[MD] Regarding The Fundamental Nature of The Intellectual Level

David M davidint at blueyonder.co.uk
Wed Jul 16 05:44:20 PDT 2008


Hi DMB


I use a handy and simple little method. Maybe it'll work for you too. If you 
want to know whether a thing is social or intellectual just ask yourself a 
question; what does it serve?

DM: Fine up to a point, we can see someone like Einstein as motivated by 
intellectual interests and values, but when science has become so
institutionalised and professional we get into the whole social and 
motivational nexus of grants and funding and how success is 
determined/found.
In the end we are need to ask what sort of lives do we want to live, what is 
good for us, what do we value and this leads to determining what
sort of society we want. Is not the intellectual always inter-related with 
the social and how we live or would want to live? Knowledge looks
at both how we have got to this point and what possible futures may we seek 
to realise.
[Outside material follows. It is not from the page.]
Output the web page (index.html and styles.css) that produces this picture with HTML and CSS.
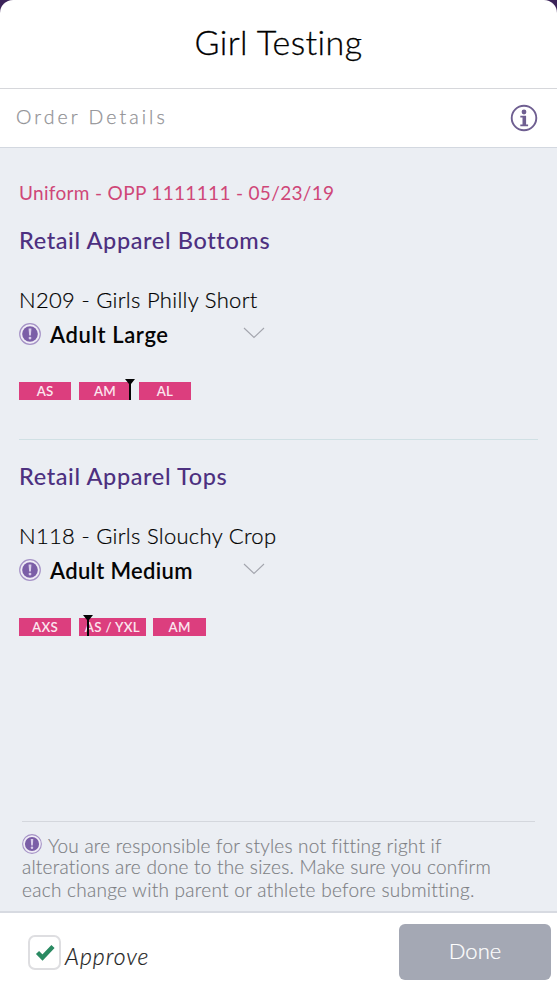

Our activities always have to be realised collectively
-by agreement with others,which may onclude some private spheres and areas 
of autonomy. We seek flourishing of all as the means to our
own flourishing that cannot be achieved in isolation. All knowledge has an 
impact on society as it changes what is possible and therefore has to
answer to society too, we can only flourish as individuals in a civilisation 
and ideas help to make that more or less possible. Do Pirsig's
concerns about intellect undermining social patterns not require us to seek 
evolution rather than revolution? And this means the cutting edge
must always take into account the lower levels upon which it has to build?